>> Begin DATASET EXCERPT

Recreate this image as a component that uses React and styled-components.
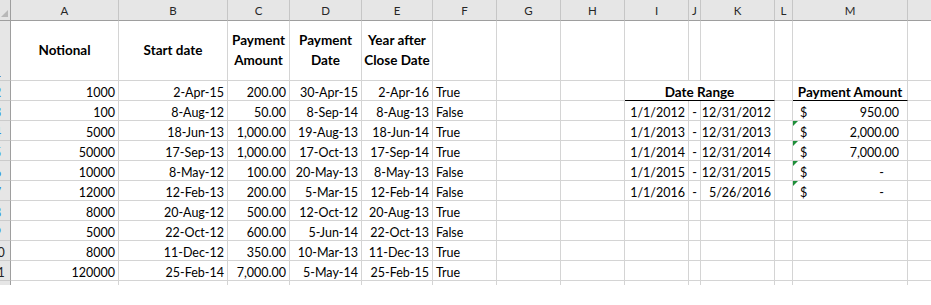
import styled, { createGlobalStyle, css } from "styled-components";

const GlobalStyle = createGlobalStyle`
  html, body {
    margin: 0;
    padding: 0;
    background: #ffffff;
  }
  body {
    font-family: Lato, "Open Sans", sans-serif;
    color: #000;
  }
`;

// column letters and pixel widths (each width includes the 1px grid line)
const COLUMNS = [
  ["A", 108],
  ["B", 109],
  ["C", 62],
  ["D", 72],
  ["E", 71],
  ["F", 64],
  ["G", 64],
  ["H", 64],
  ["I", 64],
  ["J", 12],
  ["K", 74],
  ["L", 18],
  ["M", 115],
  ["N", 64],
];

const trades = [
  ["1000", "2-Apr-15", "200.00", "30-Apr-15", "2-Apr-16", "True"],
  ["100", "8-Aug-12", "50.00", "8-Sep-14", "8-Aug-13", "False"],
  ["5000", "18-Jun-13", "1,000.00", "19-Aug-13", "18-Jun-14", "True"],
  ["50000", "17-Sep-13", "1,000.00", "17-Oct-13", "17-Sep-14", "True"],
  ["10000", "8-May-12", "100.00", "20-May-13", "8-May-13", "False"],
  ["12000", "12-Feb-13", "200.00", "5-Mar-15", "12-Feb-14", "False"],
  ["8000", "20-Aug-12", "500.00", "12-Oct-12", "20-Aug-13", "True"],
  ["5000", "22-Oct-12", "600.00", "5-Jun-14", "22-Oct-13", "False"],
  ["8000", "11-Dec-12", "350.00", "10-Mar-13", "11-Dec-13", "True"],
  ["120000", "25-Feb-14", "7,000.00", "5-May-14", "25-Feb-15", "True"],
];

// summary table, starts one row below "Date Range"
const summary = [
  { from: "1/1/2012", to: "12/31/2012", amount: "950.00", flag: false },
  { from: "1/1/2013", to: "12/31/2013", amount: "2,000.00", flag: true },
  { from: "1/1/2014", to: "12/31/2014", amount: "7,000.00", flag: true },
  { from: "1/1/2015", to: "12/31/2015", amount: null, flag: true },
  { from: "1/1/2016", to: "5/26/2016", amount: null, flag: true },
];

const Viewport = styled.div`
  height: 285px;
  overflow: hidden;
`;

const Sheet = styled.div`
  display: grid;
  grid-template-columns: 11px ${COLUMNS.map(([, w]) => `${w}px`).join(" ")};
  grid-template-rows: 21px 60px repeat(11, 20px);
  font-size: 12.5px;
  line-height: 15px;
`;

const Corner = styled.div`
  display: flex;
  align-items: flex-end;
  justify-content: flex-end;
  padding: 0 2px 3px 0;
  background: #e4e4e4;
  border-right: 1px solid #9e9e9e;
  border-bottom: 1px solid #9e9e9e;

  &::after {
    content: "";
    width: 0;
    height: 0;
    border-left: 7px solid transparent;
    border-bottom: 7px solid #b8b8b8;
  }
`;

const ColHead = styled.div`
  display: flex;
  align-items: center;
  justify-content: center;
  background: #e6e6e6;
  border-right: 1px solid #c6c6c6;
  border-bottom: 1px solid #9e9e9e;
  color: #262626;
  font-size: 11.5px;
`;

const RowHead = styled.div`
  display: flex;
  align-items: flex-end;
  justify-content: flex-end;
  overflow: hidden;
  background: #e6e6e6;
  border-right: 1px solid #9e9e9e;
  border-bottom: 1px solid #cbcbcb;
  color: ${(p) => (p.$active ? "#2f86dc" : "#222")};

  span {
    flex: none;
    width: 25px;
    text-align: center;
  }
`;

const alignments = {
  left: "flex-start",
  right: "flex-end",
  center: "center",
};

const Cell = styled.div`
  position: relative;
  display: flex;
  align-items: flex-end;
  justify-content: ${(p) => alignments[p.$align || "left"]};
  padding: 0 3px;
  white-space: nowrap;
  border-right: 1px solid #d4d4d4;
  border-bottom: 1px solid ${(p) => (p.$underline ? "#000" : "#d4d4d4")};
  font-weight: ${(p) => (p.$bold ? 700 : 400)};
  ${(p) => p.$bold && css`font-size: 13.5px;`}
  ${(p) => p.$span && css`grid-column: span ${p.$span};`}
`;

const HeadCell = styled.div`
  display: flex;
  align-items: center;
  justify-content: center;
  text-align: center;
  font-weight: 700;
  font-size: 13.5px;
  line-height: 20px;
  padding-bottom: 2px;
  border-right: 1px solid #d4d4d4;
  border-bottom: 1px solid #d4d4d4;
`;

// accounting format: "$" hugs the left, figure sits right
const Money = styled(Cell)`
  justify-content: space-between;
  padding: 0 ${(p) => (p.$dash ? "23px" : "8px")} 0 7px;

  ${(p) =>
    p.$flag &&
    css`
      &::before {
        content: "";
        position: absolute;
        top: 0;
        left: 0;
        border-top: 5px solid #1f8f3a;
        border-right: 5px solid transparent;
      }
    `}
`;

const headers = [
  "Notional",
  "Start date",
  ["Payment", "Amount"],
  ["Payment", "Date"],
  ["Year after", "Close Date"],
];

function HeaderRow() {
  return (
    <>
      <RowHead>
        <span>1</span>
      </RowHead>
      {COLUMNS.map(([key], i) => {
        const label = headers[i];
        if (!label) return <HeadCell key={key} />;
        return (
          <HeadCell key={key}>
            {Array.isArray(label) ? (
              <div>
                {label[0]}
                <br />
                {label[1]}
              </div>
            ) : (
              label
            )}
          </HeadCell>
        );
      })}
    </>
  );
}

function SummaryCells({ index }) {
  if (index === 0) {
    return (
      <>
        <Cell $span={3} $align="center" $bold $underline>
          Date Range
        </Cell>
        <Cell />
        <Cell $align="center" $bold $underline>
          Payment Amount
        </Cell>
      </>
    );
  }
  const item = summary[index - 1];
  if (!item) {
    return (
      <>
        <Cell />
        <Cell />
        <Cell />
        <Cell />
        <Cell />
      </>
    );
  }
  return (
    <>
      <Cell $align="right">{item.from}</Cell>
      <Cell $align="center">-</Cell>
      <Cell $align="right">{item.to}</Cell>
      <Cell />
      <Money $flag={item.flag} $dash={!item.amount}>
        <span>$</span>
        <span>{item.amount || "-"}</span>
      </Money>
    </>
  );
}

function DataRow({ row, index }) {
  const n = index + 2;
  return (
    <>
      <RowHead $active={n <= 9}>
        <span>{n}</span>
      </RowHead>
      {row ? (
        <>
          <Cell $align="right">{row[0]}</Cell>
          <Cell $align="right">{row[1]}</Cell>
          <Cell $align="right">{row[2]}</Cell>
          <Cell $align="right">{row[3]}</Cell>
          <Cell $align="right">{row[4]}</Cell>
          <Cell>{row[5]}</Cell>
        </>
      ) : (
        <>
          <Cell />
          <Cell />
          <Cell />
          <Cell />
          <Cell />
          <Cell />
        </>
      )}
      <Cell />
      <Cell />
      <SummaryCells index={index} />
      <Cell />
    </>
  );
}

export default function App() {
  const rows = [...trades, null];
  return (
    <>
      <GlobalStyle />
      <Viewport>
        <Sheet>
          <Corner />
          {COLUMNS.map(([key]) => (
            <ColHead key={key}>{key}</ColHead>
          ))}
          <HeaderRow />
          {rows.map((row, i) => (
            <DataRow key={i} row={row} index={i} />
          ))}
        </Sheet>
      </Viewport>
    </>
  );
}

>> End DATASET EXCERPT

Transcribe the listing in full. Omit the pictures and keep every line exact.

▶ **RESPONSE BELOW**
Recreate this image as a component that uses React and styled-components.
import styled, { createGlobalStyle, css } from "styled-components";

const GlobalStyle = createGlobalStyle`
  html, body {
    margin: 0;
    padding: 0;
    background: #ffffff;
  }
  body {
    font-family: Lato, "Open Sans", sans-serif;
    color: #000;
  }
`;

// column letters and pixel widths (each width includes the 1px grid line)
const COLUMNS = [
  ["A", 108],
  ["B", 109],
  ["C", 62],
  ["D", 72],
  ["E", 71],
  ["F", 64],
  ["G", 64],
  ["H", 64],
  ["I", 64],
  ["J", 12],
  ["K", 74],
  ["L", 18],
  ["M", 115],
  ["N", 64],
];

const trades = [
  ["1000", "2-Apr-15", "200.00", "30-Apr-15", "2-Apr-16", "True"],
  ["100", "8-Aug-12", "50.00", "8-Sep-14", "8-Aug-13", "False"],
  ["5000", "18-Jun-13", "1,000.00", "19-Aug-13", "18-Jun-14", "True"],
  ["50000", "17-Sep-13", "1,000.00", "17-Oct-13", "17-Sep-14", "True"],
  ["10000", "8-May-12", "100.00", "20-May-13", "8-May-13", "False"],
  ["12000", "12-Feb-13", "200.00", "5-Mar-15", "12-Feb-14", "False"],
  ["8000", "20-Aug-12", "500.00", "12-Oct-12", "20-Aug-13", "True"],
  ["5000", "22-Oct-12", "600.00", "5-Jun-14", "22-Oct-13", "False"],
  ["8000", "11-Dec-12", "350.00", "10-Mar-13", "11-Dec-13", "True"],
  ["120000", "25-Feb-14", "7,000.00", "5-May-14", "25-Feb-15", "True"],
];

// summary table, starts one row below "Date Range"
const summary = [
  { from: "1/1/2012", to: "12/31/2012", amount: "950.00", flag: false },
  { from: "1/1/2013", to: "12/31/2013", amount: "2,000.00", flag: true },
  { from: "1/1/2014", to: "12/31/2014", amount: "7,000.00", flag: true },
  { from: "1/1/2015", to: "12/31/2015", amount: null, flag: true },
  { from: "1/1/2016", to: "5/26/2016", amount: null, flag: true },
];

const Viewport = styled.div`
  height: 285px;
  overflow: hidden;
`;

const Sheet = styled.div`
  display: grid;
  grid-template-columns: 11px ${COLUMNS.map(([, w]) => `${w}px`).join(" ")};
  grid-template-rows: 21px 60px repeat(11, 20px);
  font-size: 12.5px;
  line-height: 15px;
`;

const Corner = styled.div`
  display: flex;
  align-items: flex-end;
  justify-content: flex-end;
  padding: 0 2px 3px 0;
  background: #e4e4e4;
  border-right: 1px solid #9e9e9e;
  border-bottom: 1px solid #9e9e9e;

  &::after {
    content: "";
    width: 0;
    height: 0;
    border-left: 7px solid transparent;
    border-bottom: 7px solid #b8b8b8;
  }
`;

const ColHead = styled.div`
  display: flex;
  align-items: center;
  justify-content: center;
  background: #e6e6e6;
  border-right: 1px solid #c6c6c6;
  border-bottom: 1px solid #9e9e9e;
  color: #262626;
  font-size: 11.5px;
`;

const RowHead = styled.div`
  display: flex;
  align-items: flex-end;
  justify-content: flex-end;
  overflow: hidden;
  background: #e6e6e6;
  border-right: 1px solid #9e9e9e;
  border-bottom: 1px solid #cbcbcb;
  color: ${(p) => (p.$active ? "#2f86dc" : "#222")};

  span {
    flex: none;
    width: 25px;
    text-align: center;
  }
`;

const alignments = {
  left: "flex-start",
  right: "flex-end",
  center: "center",
};

const Cell = styled.div`
  position: relative;
  display: flex;
  align-items: flex-end;
  justify-content: ${(p) => alignments[p.$align || "left"]};
  padding: 0 3px;
  white-space: nowrap;
  border-right: 1px solid #d4d4d4;
  border-bottom: 1px solid ${(p) => (p.$underline ? "#000" : "#d4d4d4")};
  font-weight: ${(p) => (p.$bold ? 700 : 400)};
  ${(p) => p.$bold && css`font-size: 13.5px;`}
  ${(p) => p.$span && css`grid-column: span ${p.$span};`}
`;

const HeadCell = styled.div`
  display: flex;
  align-items: center;
  justify-content: center;
  text-align: center;
  font-weight: 700;
  font-size: 13.5px;
  line-height: 20px;
  padding-bottom: 2px;
  border-right: 1px solid #d4d4d4;
  border-bottom: 1px solid #d4d4d4;
`;

// accounting format: "$" hugs the left, figure sits right
const Money = styled(Cell)`
  justify-content: space-between;
  padding: 0 ${(p) => (p.$dash ? "23px" : "8px")} 0 7px;

  ${(p) =>
    p.$flag &&
    css`
      &::before {
        content: "";
        position: absolute;
        top: 0;
        left: 0;
        border-top: 5px solid #1f8f3a;
        border-right: 5px solid transparent;
      }
    `}
`;

const headers = [
  "Notional",
  "Start date",
  ["Payment", "Amount"],
  ["Payment", "Date"],
  ["Year after", "Close Date"],
];

function HeaderRow() {
  return (
    <>
      <RowHead>
        <span>1</span>
      </RowHead>
      {COLUMNS.map(([key], i) => {
        const label = headers[i];
        if (!label) return <HeadCell key={key} />;
        return (
          <HeadCell key={key}>
            {Array.isArray(label) ? (
              <div>
                {label[0]}
                <br />
                {label[1]}
              </div>
            ) : (
              label
            )}
          </HeadCell>
        );
      })}
    </>
  );
}

function SummaryCells({ index }) {
  if (index === 0) {
    return (
      <>
        <Cell $span={3} $align="center" $bold $underline>
          Date Range
        </Cell>
        <Cell />
        <Cell $align="center" $bold $underline>
          Payment Amount
        </Cell>
      </>
    );
  }
  const item = summary[index - 1];
  if (!item) {
    return (
      <>
        <Cell />
        <Cell />
        <Cell />
        <Cell />
        <Cell />
      </>
    );
  }
  return (
    <>
      <Cell $align="right">{item.from}</Cell>
      <Cell $align="center">-</Cell>
      <Cell $align="right">{item.to}</Cell>
      <Cell />
      <Money $flag={item.flag} $dash={!item.amount}>
        <span>$</span>
        <span>{item.amount || "-"}</span>
      </Money>
    </>
  );
}

function DataRow({ row, index }) {
  const n = index + 2;
  return (
    <>
      <RowHead $active={n <= 9}>
        <span>{n}</span>
      </RowHead>
      {row ? (
        <>
          <Cell $align="right">{row[0]}</Cell>
          <Cell $align="right">{row[1]}</Cell>
          <Cell $align="right">{row[2]}</Cell>
          <Cell $align="right">{row[3]}</Cell>
          <Cell $align="right">{row[4]}</Cell>
          <Cell>{row[5]}</Cell>
        </>
      ) : (
        <>
          <Cell />
          <Cell />
          <Cell />
          <Cell />
          <Cell />
          <Cell />
        </>
      )}
      <Cell />
      <Cell />
      <SummaryCells index={index} />
      <Cell />
    </>
  );
}

export default function App() {
  const rows = [...trades, null];
  return (
    <>
      <GlobalStyle />
      <Viewport>
        <Sheet>
          <Corner />
          {COLUMNS.map(([key]) => (
            <ColHead key={key}>{key}</ColHead>
          ))}
          <HeaderRow />
          {rows.map((row, i) => (
            <DataRow key={i} row={row} index={i} />
          ))}
        </Sheet>
      </Viewport>
    </>
  );
}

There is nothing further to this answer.